Today, inspired by a recent Wired article, we’re going to cover 4 common myths and truths about 3D printing. Check out the following list:
- With 3D printing, complexity reduces cost
Unlike normal production tools (CNC machines, lathes, etc.) which make things by taking away–because they start with a solid block of metal and machine downwards–3D printers start from the ground up. Because a 3D printer works this way, the less ‘ink’ it has to use in printing an object, the cheaper it is, so in most cases, a more complex item will be cheaper to print. Status: truth.
- 3D printing is replacing traditional manufacturing
As Crucible Industrial Design notes, using a 3D printer for mass manufacturing opens up a whole new set of problems, like whether or not the materials and design will be safe, whether or not 3D printing is cost effective, and how to manage quality control. Though there’s no telling how this will change in the future, for now, 3D printing likely won’t be replacing traditional manufacturing any time soon. Status: myth.
- It’s possible to print medical parts with a 3D printer
Amazingly, one-off medical ‘parts’ are one area where 3D printing is excelling. 3D printing made the news recently when doctors printed and implanted a tracheal splint for a 20-month-old baby boy. Doctors seem to believe that 3D printers will continue to be useful in such a manner, and it looks like the recent success with the tracheal splint is only the beginning of printing medical devices. Status: truth.
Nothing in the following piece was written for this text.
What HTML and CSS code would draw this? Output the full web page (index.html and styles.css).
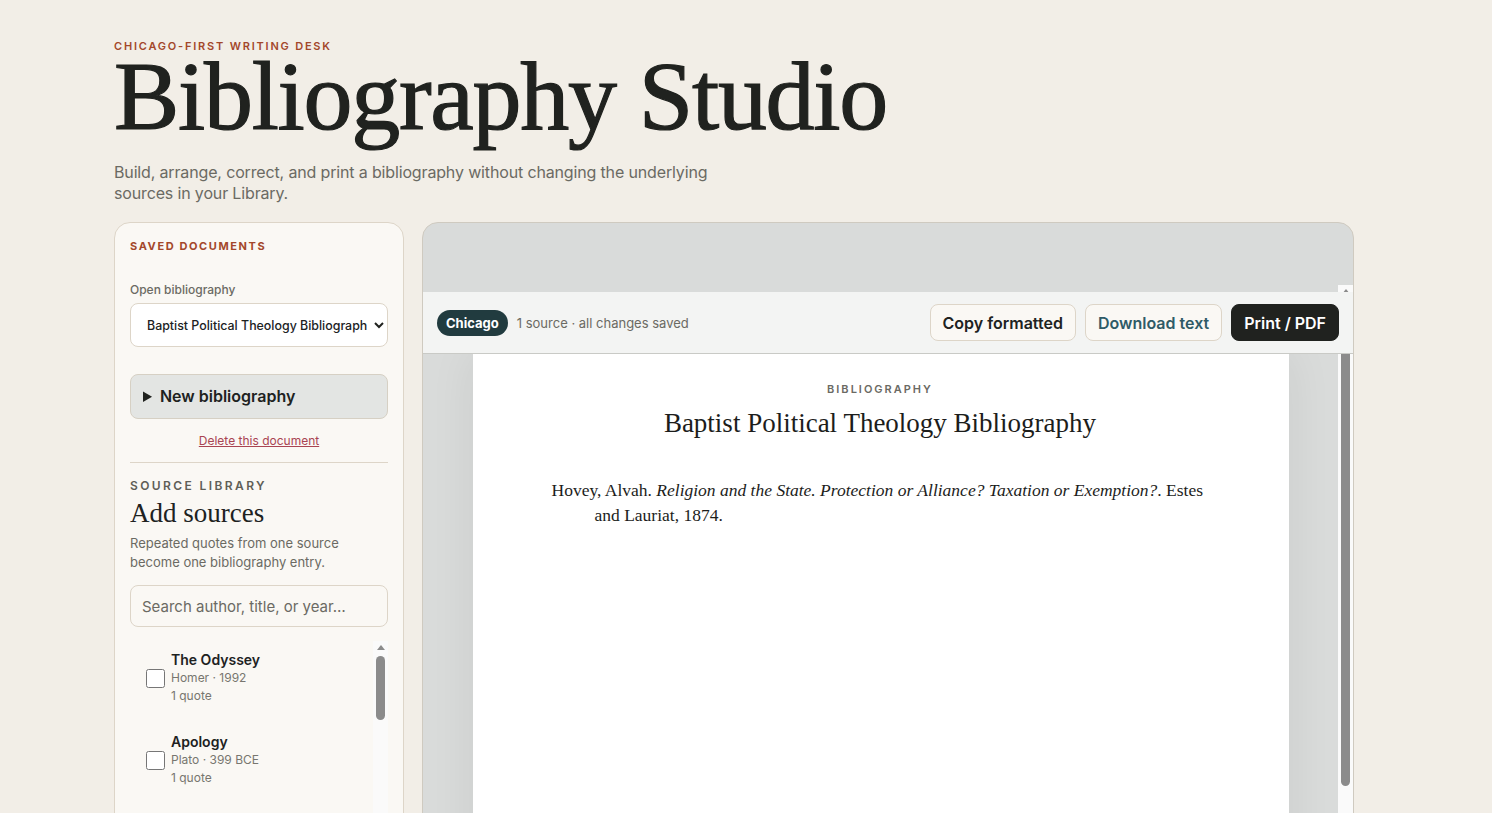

- 3D prints are faster than most industrial production
While 3D printers are certainly amazing, one area where they fall behind other traditional areas of manufacturing is in speed. The Innovation Investment Journal cites speed as one of 3D printing’s biggest weaknesses, noting that, as they stand now, 3D printers often work much slower than other machines used in industrial manufacturing. Again, this could change, but for now it’s just a part of 3D printing. Status: myth.
Regardless of where it stands now, 3D printing certainly has the potential to be revolutionary (according to some, at least). One thing is for sure: 3D printing is an exciting, innovative industry, and we can’t wait to see how it is adapted and used within the next couple of years.